Ever since the Great Depression of the 1930s, the government has tried to limit
the leverage available to the public in the US stock market by maintain margin
requirements. But regulators, led by former chairman of the Federal Reserve
Alan Greenspan, thought financial innovation would be hampered and financial
activity driven to unregulated market overseas if there were any attempts to
impose limits on leverage in the unregulated globalized credit and capital
markets. After all, innovation was viewed as the driving force in US
prosperity. The global financial system embarked on a race to assume more risk
under a mentality of "if I don’t smoke, somebody else will".

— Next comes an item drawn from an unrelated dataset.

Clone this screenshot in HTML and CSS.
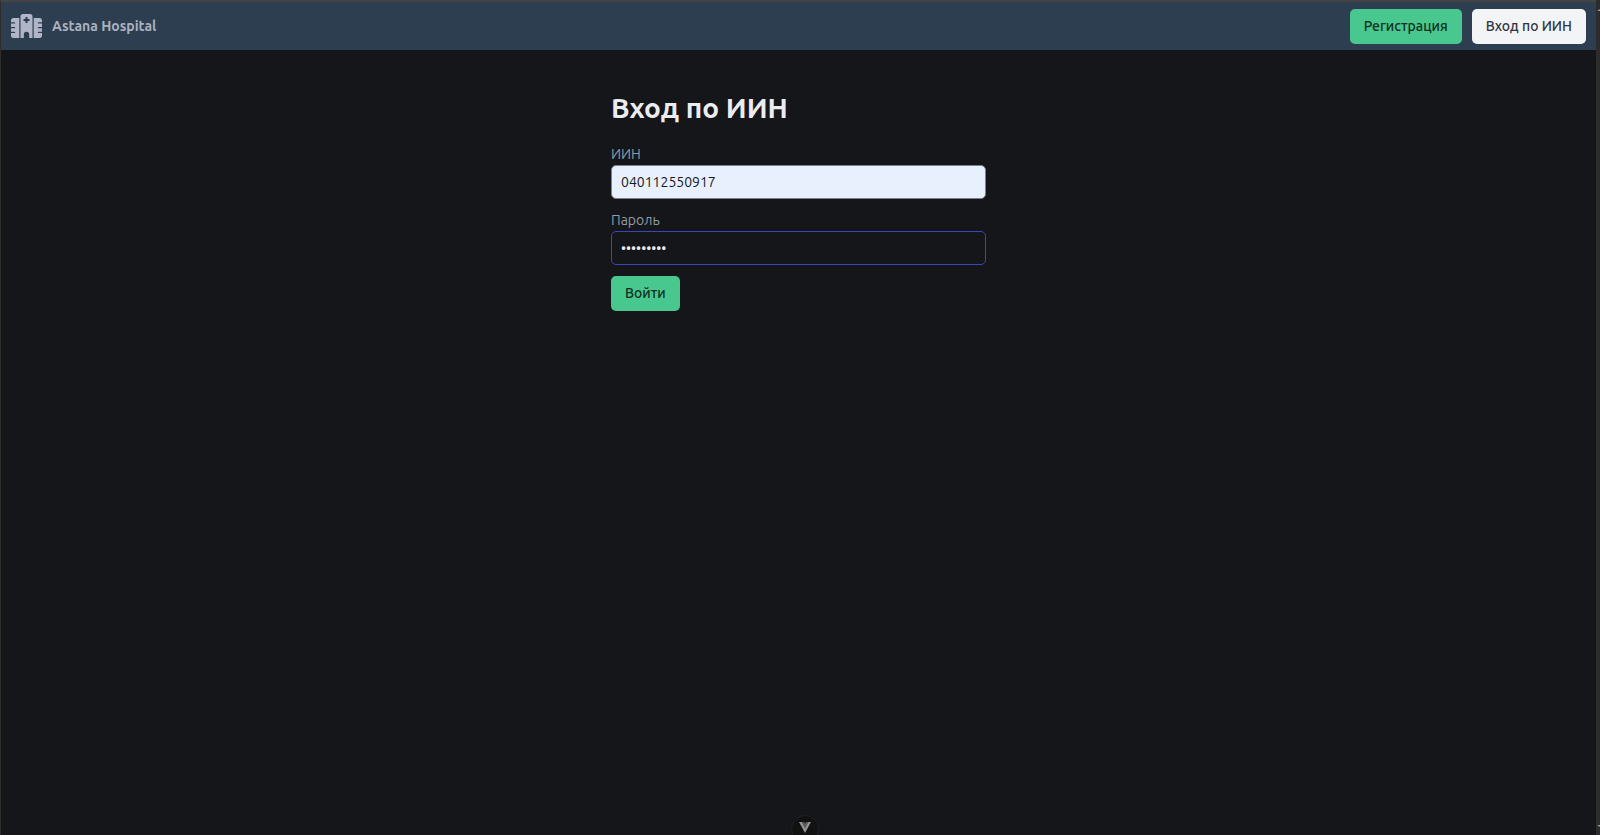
FILE: index.html
```html
<!DOCTYPE html>
<html lang="ru">
<head>
<meta charset="utf-8">
<title>Astana Hospital</title>
<link rel="stylesheet" href="styles.css">
</head>
<body>
<div class="page">
  <header class="navbar">
    <a class="brand" href="#">
      <svg class="brand-icon" viewBox="0 0 31 24" aria-hidden="true">
        <path fill="currentColor" fill-rule="evenodd" d="M12 0H19Q21.500 0 21.500 2.500V24H18.200V20.500A2.700 2.700 0 0 0 12.800 20.500V24H9.500V2.500Q9.500 0 12 0ZM14.500 3V5H12.500V7H14.500V9H16.500V7H18.500V5H16.500V3Z"/>
        <path fill="currentColor" d="M8.300 4V24H2.500Q0 24 0 21.500V19H3.500Q4.200 19 4.200 18.400T3.500 17.800H0V14.200H3.500Q4.200 14.200 4.200 13.600T3.500 13H0V9.500H3.500Q4.200 9.500 4.200 8.900T3.500 8.300H0V6.500Q0 4 2.500 4ZM22.700 4V24H28.500Q31 24 31 21.500V19H27.500Q26.800 19 26.800 18.400T27.500 17.800H31V14.200H27.500Q26.800 14.200 26.800 13.600T27.500 13H31V9.500H27.500Q26.800 9.500 26.800 8.900T27.500 8.300H31V6.500Q31 4 28.500 4Z"/>
      </svg>
      <span>Astana Hospital</span>
    </a>
    <nav class="actions">
      <a class="button button-primary" href="#">Регистрация</a>
      <a class="button button-light" href="#">Вход по ИИН</a>
    </nav>
  </header>
  <main class="content">
    <form class="login">
      <h1 class="title">Вход по ИИН</h1>
      <div class="field">
        <label class="label" for="iin">ИИН</label>
        <input class="input input-filled" id="iin" type="text" value="040112550917">
      </div>
      <div class="field">
        <label class="label" for="password">Пароль</label>
        <input class="input input-active" id="password" type="password" value="password1">
      </div>
      <button class="button button-primary" type="button">Войти</button>
    </form>
  </main>
</div>
<button class="devtools" type="button" aria-label="Vue DevTools">
  <svg class="devtools-icon" viewBox="0 0 12 11" aria-hidden="true">
    <path fill="#939393" d="M0 0H3L6 5.500L9 0H12L6 11Z"/>
    <path fill="#5c5c5c" d="M2.500 0H5L6 1.500L7 0H9.500L6 6.500Z"/>
  </svg>
</button>
<div class="scroll-track" aria-hidden="true">
  <svg class="scroll-arrow" viewBox="0 0 3 2"><path fill="#9a9a9a" d="M0 2L3 0V2Z"/></svg>
  <svg class="scroll-arrow" viewBox="0 0 3 2"><path fill="#9a9a9a" d="M0 0H3V2Z"/></svg>
</div>
</body>
</html>
```
FILE: styles.css
```css
* {
  box-sizing: border-box;
}

body {
  margin: 0;
  min-height: 100vh;
  display: flex;
  overflow: hidden;
  background: #14161a;
  color: #ebecf0;
  font: 14px/21px Ubuntu, "Noto Sans", sans-serif;
}

.page {
  flex: 1;
  border-top: 2px solid #444444;
  border-left: 1px solid #302c2a;
}

.scroll-track {
  display: flex;
  flex-direction: column;
  align-items: flex-end;
  justify-content: space-between;
  width: 4px;
  padding: 9px 0 8px;
  background: #2c2c2c;
}

.scroll-arrow {
  width: 3px;
  height: 2px;
}

.navbar {
  display: flex;
  align-items: center;
  justify-content: space-between;
  height: 48px;
  padding: 0 10px;
  background: #2c3e50;
}

.brand {
  display: flex;
  align-items: center;
  gap: 10px;
  color: #abb1bf;
  font-weight: 600;
  text-decoration: none;
}

.brand-icon {
  width: 31px;
  height: 24px;
  color: #b0b6c8;
}

.actions {
  display: flex;
  gap: 10px;
}

.button {
  display: inline-flex;
  align-items: center;
  justify-content: center;
  height: 35px;
  padding: 0 14px;
  border: 0;
  border-radius: 5px;
  font: inherit;
  font-weight: 500;
  text-decoration: none;
  cursor: pointer;
}

.button-primary {
  background: #48c78e;
  color: #0f2f21;
}

.button-light {
  background: #f3f4f6;
  color: #2e333d;
}

.content {
  padding: 42px 20px;
}

.login {
  max-width: 375px;
  margin: 0 auto;
}

.title {
  margin: 0 0 20px;
  font-size: 28px;
  line-height: 32px;
  font-weight: 700;
}

.field {
  margin-bottom: 11px;
}

.label {
  display: block;
  color: #959aa5;
}

.input {
  display: block;
  width: 100%;
  height: 34px;
  padding: 0 9px;
  border: 1px solid #7a8090;
  border-radius: 5px;
  outline: 0;
  background: #14161a;
  color: #ebecf0;
  font: inherit;
}

.input-filled {
  background: #e8f0fe;
  color: #16181c;
}

.input-active {
  border-color: #3548b5;
}

.devtools {
  position: fixed;
  bottom: -8px;
  left: 50%;
  width: 28px;
  height: 28px;
  margin-left: -9px;
  padding: 0 0 4px;
  border: 1px solid #202124;
  border-radius: 50%;
  background: #111111;
}

.devtools-icon {
  display: block;
  width: 12px;
  height: 11px;
  margin: 0 auto;
}
```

This brave new approach, which all five qualifying broker-dealers - Bear
Stearns, Lehman Brothers, Merrill Lynch, Goldman Sachs and Morgan Stanley -
voluntarily adopted, altered the way the SEC measured their capital. The five
big firms led the charge for the net capital rule change to promote financial
innovation, spearheaded by Goldman Sachs, then headed by Henry Paulson, who two
years later, in 2006, would leave Goldman to become the Treasury secretary and
a year later had to deal with the global mess created by high leverage from
which three of the five qualifying broker-dealers had collapsed.